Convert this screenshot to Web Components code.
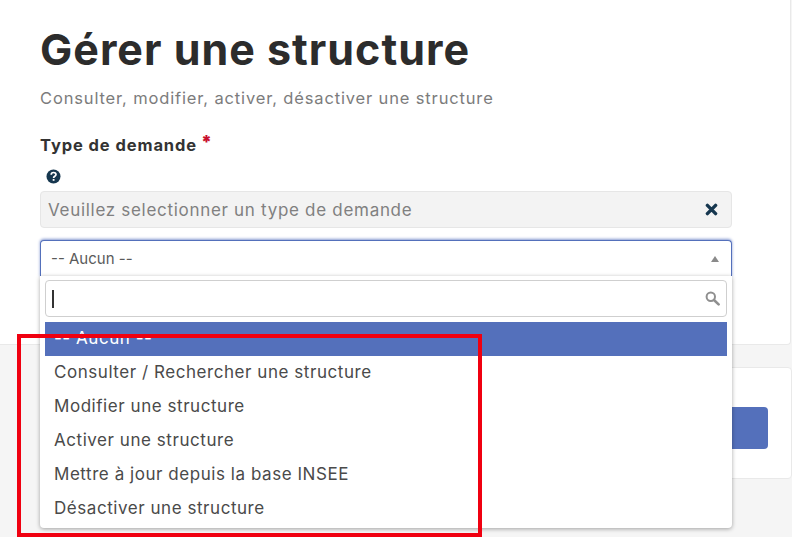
<!DOCTYPE html>
<html lang="fr">
<head>
<meta charset="utf-8">
<title>Gérer une structure</title>
<style>
  html, body { margin: 0; height: 100%; }
  body { background: #f5f5f5; overflow: hidden; font-family: Inter, Lato, sans-serif; color: #3a3a3a; }
</style>
</head>
<body>
<gestion-page></gestion-page>

<template id="tpl-combo">
  <style>
    :host { display: block; position: relative; height: 37px; }
    .trigger {
      box-sizing: border-box; height: 37px; background: #fff;
      border: 1px solid #5470bb; border-bottom-color: #d6d6d6; border-radius: 4px 4px 0 0;
      box-shadow: 0 -1px 3px 0 #8296cf;
      display: flex; align-items: center; justify-content: space-between;
      padding: 0 12px 0 10px; font-size: 15px; color: #5a5a5a;
    }
    .arrow { width: 0; height: 0; border: 4px solid transparent; border-top: 0; border-bottom: 6px solid #8a8a8a; }
    .menu {
      position: absolute; left: 0; right: 0; top: 36px; z-index: 2;
      box-sizing: border-box; height: 252px; padding: 4px 5px 0;
      background: #fff; border-radius: 0 0 4px 4px;
      box-shadow: 0 1px 4px rgba(0,0,0,.35);
    }
    .search {
      box-sizing: border-box; height: 37px; border: 1px solid #cfcfcf; border-radius: 4px;
      display: flex; align-items: center; justify-content: space-between; padding: 0 6px;
      margin-bottom: 5px;
    }
    .caret { width: 1.5px; height: 18px; background: #333; }
    ::slotted(combo-option) { display: block; }
  </style>
  <div class="trigger"><span>-- Aucun --</span><span class="arrow"></span></div>
  <div class="menu">
    <div class="search">
      <span class="caret"></span>
      <svg width="15" height="15" viewBox="0 0 15 15"><circle cx="5.8" cy="5.8" r="4.2" fill="none" stroke="#8f8f8f" stroke-width="2"/><path d="M9 9l4.6 4.4" stroke="#8f8f8f" stroke-width="2.6" stroke-linecap="round"/></svg>
    </div>
    <slot></slot>
  </div>
</template>

<script>
class ComboOption extends HTMLElement {
  constructor() {
    super();
    this.attachShadow({ mode: 'open' });
    this.shadowRoot.innerHTML = `
      <style>
        :host { display: block; box-sizing: border-box; height: 34px; line-height: 32px; padding-left: 9px; font-size: 17px; color: #4a4a4a; letter-spacing: .55px; white-space: nowrap; }
        :host([selected]) { background: #5470bb; color: #fff; }
      </style>
      <slot></slot>`;
  }
}
customElements.define('combo-option', ComboOption);

class ComboBox extends HTMLElement {
  constructor() {
    super();
    this.attachShadow({ mode: 'open' });
    this.shadowRoot.appendChild(document.getElementById('tpl-combo').content.cloneNode(true));
  }
}
customElements.define('combo-box', ComboBox);

class ChosenValue extends HTMLElement {
  constructor() {
    super();
    this.attachShadow({ mode: 'open' });
    this.shadowRoot.innerHTML = `
      <style>
        :host { display: flex; box-sizing: border-box; height: 37px; align-items: center; justify-content: space-between;
          background: #f3f3f3; border: 1px solid #e6e6e6; border-radius: 4px; padding: 0 13px 0 7px;
          font-size: 17px; letter-spacing: .7px; color: #808080; }
        svg { display: block; }
      </style>
      <slot></slot>
      <svg width="13" height="13" viewBox="0 0 13 13"><path d="M2.4 2.4l8.2 8.2M10.6 2.4l-8.2 8.2" stroke="#16374f" stroke-width="3.4" stroke-linecap="round"/></svg>`;
  }
}
customElements.define('chosen-value', ChosenValue);

class RedFrame extends HTMLElement {
  constructor() {
    super();
    this.attachShadow({ mode: 'open' });
    this.shadowRoot.innerHTML = `
      <style>
        :host { position: absolute; left: 17px; top: 334px; width: 465px; height: 203px; box-sizing: border-box; border: 4px solid #f00010; z-index: 5; }
      </style>`;
  }
}
customElements.define('red-frame', RedFrame);

class GestionPage extends HTMLElement {
  constructor() {
    super();
    this.attachShadow({ mode: 'open' });
    this.shadowRoot.innerHTML = `
      <style>
        :host { display: block; position: relative; height: 537px; overflow: hidden; }
        .card { background: #fff; border: 1px solid #e9e9e9; border-left: 0; border-top: 0; border-radius: 0 0 4px 0; width: 791px; box-sizing: border-box; height: 345px; padding: 22px 58px 0 40px; }
        h1 { margin: 0; font-size: 43px; line-height: 54px; font-weight: 700; letter-spacing: 1px; color: #2c2c2c; }
        .sub { margin: 11px 0 0; font-size: 16.5px; line-height: 22px; letter-spacing: .85px; color: #7c7c7c; }
        .label { margin-top: 26px; height: 24px; font-size: 16.5px; font-weight: 700; letter-spacing: .9px; color: #333; display: flex; }
        .label b { color: #c8102e; font-size: 18px; line-height: 14px; margin-left: 4px; }
        .help { display: block; margin: 10px 0 0 6px; }
        chosen-value { margin-top: 7px; }
        combo-box { margin-top: 12px; }
        .actions { margin: 22px 0 0 auto; width: 300px; height: 112px; box-sizing: border-box; background: #fff; border: 1px solid #e9e9e9; border-radius: 4px; display: flex; justify-content: flex-end; padding: 39px 23px 0 0; }
        .btn { width: 110px; height: 42px; background: #5470bb; border-radius: 4px; }
      </style>
      <section class="card">
        <h1>Gérer une structure</h1>
        <p class="sub">Consulter, modifier, activer, désactiver une structure</p>
        <div class="label">Type de demande<b>*</b></div>
        <svg class="help" width="15" height="15" viewBox="0 0 15 15"><circle cx="7.5" cy="7.5" r="7" fill="#16374f"/><path d="M5.2 5.8c0-3 4.8-3 4.8-.2 0 1.7-2.4 1.6-2.4 3.3" fill="none" stroke="#fff" stroke-width="1.7"/><rect x="6.7" y="10" width="1.8" height="1.8" fill="#fff"/></svg>
        <chosen-value>Veuillez selectionner un type de demande</chosen-value>
        <combo-box>
          <combo-option selected>-- Aucun --</combo-option>
          <combo-option>Consulter / Rechercher une structure</combo-option>
          <combo-option>Modifier une structure</combo-option>
          <combo-option>Activer une structure</combo-option>
          <combo-option>Mettre à jour depuis la base INSEE</combo-option>
          <combo-option>Désactiver une structure</combo-option>
        </combo-box>
      </section>
      <section class="actions"><div class="btn"></div></section>
      <red-frame></red-frame>`;
  }
}
customElements.define('gestion-page', GestionPage);
</script>
</body>
</html>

══════════

» Exercise requirements
Starting at the top of the listing above, please restate word for word each line up to and including the one that holds "</template>", omitting every image.

» Output below
Convert this screenshot to Web Components code.
<!DOCTYPE html>
<html lang="fr">
<head>
<meta charset="utf-8">
<title>Gérer une structure</title>
<style>
  html, body { margin: 0; height: 100%; }
  body { background: #f5f5f5; overflow: hidden; font-family: Inter, Lato, sans-serif; color: #3a3a3a; }
</style>
</head>
<body>
<gestion-page></gestion-page>

<template id="tpl-combo">
  <style>
    :host { display: block; position: relative; height: 37px; }
    .trigger {
      box-sizing: border-box; height: 37px; background: #fff;
      border: 1px solid #5470bb; border-bottom-color: #d6d6d6; border-radius: 4px 4px 0 0;
      box-shadow: 0 -1px 3px 0 #8296cf;
      display: flex; align-items: center; justify-content: space-between;
      padding: 0 12px 0 10px; font-size: 15px; color: #5a5a5a;
    }
    .arrow { width: 0; height: 0; border: 4px solid transparent; border-top: 0; border-bottom: 6px solid #8a8a8a; }
    .menu {
      position: absolute; left: 0; right: 0; top: 36px; z-index: 2;
      box-sizing: border-box; height: 252px; padding: 4px 5px 0;
      background: #fff; border-radius: 0 0 4px 4px;
      box-shadow: 0 1px 4px rgba(0,0,0,.35);
    }
    .search {
      box-sizing: border-box; height: 37px; border: 1px solid #cfcfcf; border-radius: 4px;
      display: flex; align-items: center; justify-content: space-between; padding: 0 6px;
      margin-bottom: 5px;
    }
    .caret { width: 1.5px; height: 18px; background: #333; }
    ::slotted(combo-option) { display: block; }
  </style>
  <div class="trigger"><span>-- Aucun --</span><span class="arrow"></span></div>
  <div class="menu">
    <div class="search">
      <span class="caret"></span>
      <svg width="15" height="15" viewBox="0 0 15 15"><circle cx="5.8" cy="5.8" r="4.2" fill="none" stroke="#8f8f8f" stroke-width="2"/><path d="M9 9l4.6 4.4" stroke="#8f8f8f" stroke-width="2.6" stroke-linecap="round"/></svg>
    </div>
    <slot></slot>
  </div>
</template>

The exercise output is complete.